There is a large risk to these interconnected devices, despite the efficiencies and marketing information provided. As we mentioned last week, devices connecting to the internet can be hacked.
DEF CON is one of the world’s largest hacking conventions, held yearly in Las Vegas. This past weekend marked the 24th year of the conference, where hackers world around convene to test their skills, learn new skills, and discuss what is on the horizon.
Some of the largest names in cyber security sponsored the conference, as well as the United States Army. In fact, the last few years the Army has sponsored a specific event named R00tz Kids Asylum, where children and teens are taught basic “white hat” hacking skills.
Why would the Army want to teach children to hack? Very simple, to hack the government for the government.
Cyber security and governments around the world use legal hacking to test their systems and have fair warning regarding bugs or weaknesses in their systems. Legal hacking is big business.
So is illegal hacking.
DEF CON focuses on exposing up and coming risks to cyber security companies to prevent major catastrophe. One item exposed in this year’s conference is a cell phone wi-fi exposure.
Nitay Artenstein of Exodus Intelligence devised a self-replicating attack using Broadcom’s Wi-Fi chip that could threaten over 1 billion cell phones. In the Black Hat conference over the weekend, Artenstein exhibited how he could exploit a vulnerability in a single chip. The attack rewrites the firmware and results in the compromised chip sending a malicious package to every vulnerable chip it meets.
Biggest caveat? No required contact with the attackers Wi-Fi network. Just having Wi-Fi turned on was enough for the malware to make changes.
This is the second flaw found in Broadcom chips in the last four months. The previous flaw made Android phones vulnerable to attacks coming from a hacker’s Wi-Fi network.
While Apple and Android have released patches in both instances, ensuring your current mobile phone is not at risk, there are as many people pushing to break into mobile devices as there are people trying to protect mobile devices.
So what are some of the specific risks to a security breach of mobile devices? Three risks associated with poor security are:
- Loss of control over IoT devices.
Meaning, not being able to control or access cell phones, GPS units, or any other device that is part of a company’s overall IoT footprint.
- Breaches of customer information.
Everyone remembers public breaches, such as Target and Yahoo. The breach jeopardized customer information, with current estimates of total damage in the billions of dollars. Mobile devices are at risk of a similar breach.
- Breaches of company data
Think of all the apps and business employees run directly off their mobile devices every day. Bank information, passwords, and emails are just the beginning of the data existing on mobile devices.

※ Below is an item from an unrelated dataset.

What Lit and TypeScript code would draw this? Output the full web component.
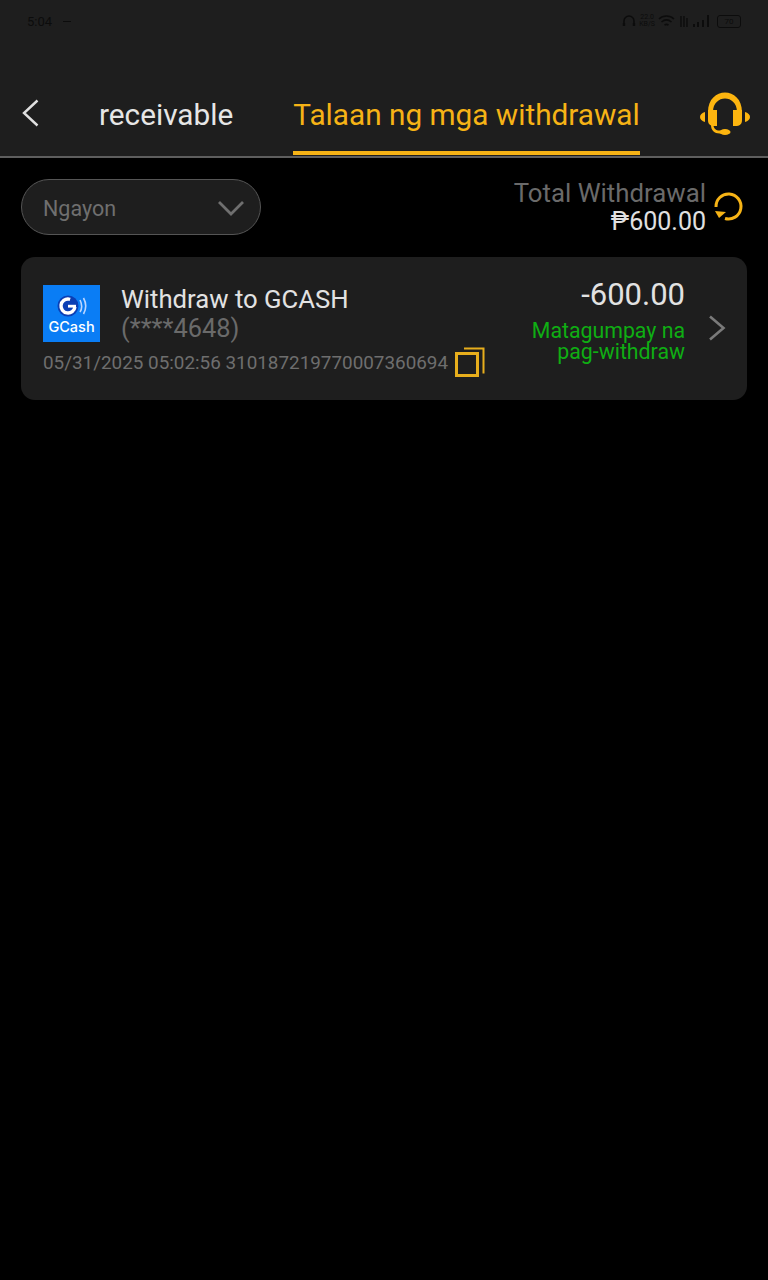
import { LitElement, css, html } from "lit";
import { customElement } from "lit/decorators.js";

@customElement("app-root")
export class AppRoot extends LitElement {
  static styles = css`
    :host {
      display: block;
      width: 768px;
      height: 1280px;
      background: #000;
      font-family: Roboto, "Liberation Sans", sans-serif;
      overflow: hidden;
    }
    svg {
      display: block;
      flex-shrink: 0;
    }
    .top {
      background: #1e1e1e;
      border-bottom: 2px solid #5e5e5e;
      height: 156px;
      display: flex;
      flex-direction: column;
    }
    .status {
      height: 42px;
      padding: 0 27px;
      display: flex;
      align-items: center;
      justify-content: space-between;
      color: #0c0c0c;
      font-size: 13px;
    }
    .status-left {
      display: flex;
      align-items: center;
      gap: 11px;
    }
    .dash {
      width: 8px;
      height: 1px;
      background: #0c0c0c;
    }
    .status-right {
      display: flex;
      align-items: center;
      gap: 3px;
    }
    .speed {
      font-size: 7px;
      line-height: 7px;
      text-align: center;
    }
    .battery {
      width: 22px;
      height: 11px;
      border: 1px solid #0c0c0c;
      border-radius: 3px;
      font-size: 8px;
      line-height: 11px;
      text-align: center;
      margin-left: 3px;
    }
    .nav {
      flex: 1;
      display: flex;
      align-items: stretch;
      padding-left: 21px;
    }
    .back {
      align-self: center;
      margin-top: 27px;
    }
    .tab {
      display: flex;
      align-items: center;
      font-size: 29.75px;
      white-space: nowrap;
      padding-top: 36px;
      box-sizing: border-box;
      border-bottom: 4px solid transparent;
      margin-bottom: 1px;
      color: #e6e6e6;
    }
    .tab.first {
      margin-left: 60px;
    }
    .tab.active {
      margin-left: 60px;
      color: #f6b316;
      border-bottom-color: #f6b316;
    }
    .agent {
      margin-left: 60px;
      align-self: center;
      margin-top: 29px;
    }
    .filter {
      display: flex;
      align-items: center;
      justify-content: space-between;
      padding: 21px 24px 0 21px;
    }
    .select {
      width: 240px;
      height: 56px;
      box-sizing: border-box;
      border: 1px solid #555;
      border-radius: 28px;
      background: #1e1e1e;
      color: #6f6f6f;
      font-size: 21.5px;
      padding: 2px 15px 0 21px;
      display: flex;
      align-items: center;
      justify-content: space-between;
    }
    .total {
      display: flex;
      align-items: center;
      gap: 8px;
    }
    .total-text {
      text-align: right;
      line-height: 28px;
    }
    .total-label {
      font-size: 25.8px;
      color: #6a6a6a;
    }
    .total-value {
      font-size: 25px;
      line-height: 26px;
      color: #e0e0e0;
      padding-top: 2px;
    }
    .card {
      margin: 22px 21px 0;
      height: 143px;
      box-sizing: border-box;
      border-radius: 14px;
      background: #1e1e1e;
      padding: 0 21px 0 22px;
      display: flex;
      align-items: center;
    }
    .info {
      flex: 1;
      min-width: 0;
      margin-top: 4px;
    }
    .head {
      display: flex;
      align-items: center;
      gap: 21px;
    }
    .logo {
      width: 57px;
      height: 57px;
      margin-top: -1px;
      background: #0a7df5;
      display: flex;
      flex-direction: column;
      align-items: center;
      padding-top: 10px;
      box-sizing: border-box;
    }
    .logo-name {
      color: #fff;
      font-family: Inter, Roboto, sans-serif;
      font-size: 14.5px;
      font-weight: 500;
      line-height: 16px;
      margin-top: 2px;
    }
    .title {
      font-size: 25.7px;
      line-height: 29px;
      color: #e2e2e2;
    }
    .account {
      font-size: 25.4px;
      line-height: 29px;
      color: #6a6a6a;
    }
    .meta {
      display: flex;
      align-items: center;
      gap: 7px;
      margin-top: 6px;
      font-size: 18.88px;
      color: #6e6e6e;
      white-space: nowrap;
    }
    .copy {
      margin-top: -2px;
    }
    .side {
      display: flex;
      align-items: center;
      gap: 23px;
      margin-top: -1px;
    }
    .result {
      text-align: right;
      margin-bottom: 17px;
    }
    .amount {
      font-size: 31px;
      line-height: 36px;
      color: #e2e2e2;
    }
    .state {
      margin-top: 7px;
      font-size: 21.3px;
      line-height: 21px;
      color: #0fae13;
    }
  `;

  render() {
    return html`
      <div class="top">
        <div class="status">
          <div class="status-left"><span>5:04</span><span class="dash"></span></div>
          <div class="status-right">
            <svg width="14" height="14" viewBox="0 0 14 14" fill="none" stroke="#0c0c0c" stroke-width="1.6">
              <path d="M2 11V7a5 5 0 0 1 10 0v4" />
              <path d="M2 9v3M12 9v3" stroke-width="2.4" />
            </svg>
            <div class="speed">22.0<br />KB/S</div>
            <svg width="18" height="14" viewBox="0 0 18 14" fill="none" stroke="#0c0c0c" stroke-width="1.6">
              <path d="M1 5c4-4 11-4 15 0M3.500 8c3-2.500 7-2.500 10 0M6.500 11c1.500-1 2.500-1 4 0" />
            </svg>
            <svg width="10" height="14" viewBox="0 0 10 14" fill="none" stroke="#0c0c0c" stroke-width="1.400">
              <path d="M2 2v11M5 2v11M8 4v9" />
            </svg>
            <svg width="19" height="14" viewBox="0 0 19 14" fill="#0c0c0c">
              <path d="M1 10h2v3H1zM5 8h2v5H5zM10 6h2v7h-2zM15 1h2v12h-2z" />
            </svg>
            <div class="battery">70</div>
          </div>
        </div>
        <div class="nav">
          <svg class="back" width="18" height="28" viewBox="0 0 18 28" fill="none" stroke="#e0e0e0" stroke-width="2.400">
            <path d="M16.500 1.500 3 14l13.500 12.500" />
          </svg>
          <div class="tab first">receivable</div>
          <div class="tab active">Talaan ng mga withdrawal</div>
          <svg class="agent" width="50" height="43" viewBox="0 0 50 43" fill="#fdb50f">
            <path d="M8 20C8 -6 42 -6 42 20h-5C37 2 13 2 13 20z" />
            <path d="M8 18h9v16h-2c-5 0-7-2-7-6zM33 18h9v10c0 4-2 6-7 6h-2z" />
            <path d="M5 20v10C2 29 0 27.500 0 25 0 22.500 2 21 5 20zM45 20v10c3-1 5-2.500 5-5 0-2.500-2-4-5-5z" />
            <path d="M11 33h2.500c0 3.500 2.500 5.500 6 5.500H24v3h-4.500C14.500 41.500 11 38.500 11 33z" />
            <ellipse cx="25" cy="40" rx="5.500" ry="3" />
          </svg>
        </div>
      </div>

      <div class="filter">
        <div class="select">
          <span>Ngayon</span>
          <svg width="28" height="18" viewBox="0 0 28 18" fill="none" stroke="#6f6f6f" stroke-width="2.800">
            <path d="M2 3l12 12L26 3" />
          </svg>
        </div>
        <div class="total">
          <div class="total-text">
            <div class="total-label">Total Withdrawal</div>
            <div class="total-value">₱600.00</div>
          </div>
          <svg width="30" height="30" viewBox="0 0 30 30" fill="none" stroke="#f6b316" stroke-width="3">
            <path d="M2 15A12.500 12.500 0 1 1 11 26.500" />
            <path d="M1 19l11 1-7 6z" fill="#f6b316" stroke="none" />
          </svg>
        </div>
      </div>

      <div class="card">
        <div class="info">
          <div class="head">
            <div class="logo">
              <svg width="30" height="22" viewBox="0 0 30 22" fill="none">
                <circle cx="11" cy="11" r="10.500" fill="#0b3fb5" />
                <circle cx="11" cy="11" r="7" stroke="#fff" stroke-width="3.400" stroke-dasharray="34 10" transform="rotate(8 11 11)" />
                <path d="M11 9.800h8v2.800h-8z" fill="#fff" />
                <path d="M23 5c2 4 2 9 0 12M26.500 3c2.800 5 2.800 11 0 16" stroke="#bcd6ff" stroke-width="1.600" />
              </svg>
              <div class="logo-name">GCash</div>
            </div>
            <div>
              <div class="title">Withdraw to GCASH</div>
              <div class="account">(****4648)</div>
            </div>
          </div>
          <div class="meta">
            <span>05/31/2025 05:02:56 310187219770007360694</span>
            <svg class="copy" width="30" height="30" viewBox="0 0 30 30" fill="none" stroke="#e7ae1c" stroke-width="3">
              <rect x="1.500" y="6.500" width="21" height="22" />
              <path d="M9 1.500h19.500v25" stroke-width="2" />
            </svg>
          </div>
        </div>
        <div class="side">
          <div class="result">
            <div class="amount">-600.00</div>
            <div class="state">Matagumpay na<br />pag-withdraw</div>
          </div>
          <svg width="18" height="26" viewBox="0 0 18 26" fill="none" stroke="#7a7a7a" stroke-width="2.600">
            <path d="M2 1.500 15.500 13 2 24.500" />
          </svg>
        </div>
      </div>
    `;
  }
}

declare global {
  interface HTMLElementTagNameMap {
    "app-root": AppRoot;
  }
}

Security breaches of an IoT network can be costly. A survey of 400 IT executives across 19 industries found breaches can represent 13.4% of annual revenue for companies smaller than $5mil in revenue, and for larger firms the cost can get upwards of tens of millions of dollars.
Nearly half of US companies have suffered an IoT breach.
The survey found that companies who have not experienced a breach invested 65% more on IoT security. The decisions made focused on quality rather than cost as the primary decision driver.
What can your business do to protect its IoT devices and systems? Focus on security as a prime IT business initiative. Only 43% respondents had a standalone budget, despite 68% of respondents believing IoT security was a distinct category,.
Partnering with an IoT expert can give a company insight to where the risks exist as well as formulate a security plan. Knowing the risks and planning an appropriate budget to build effective security will prevent costly IoT security breaches, as well as minimize unexpected costs. Hiring a security partner allows a business to focus on what they do best.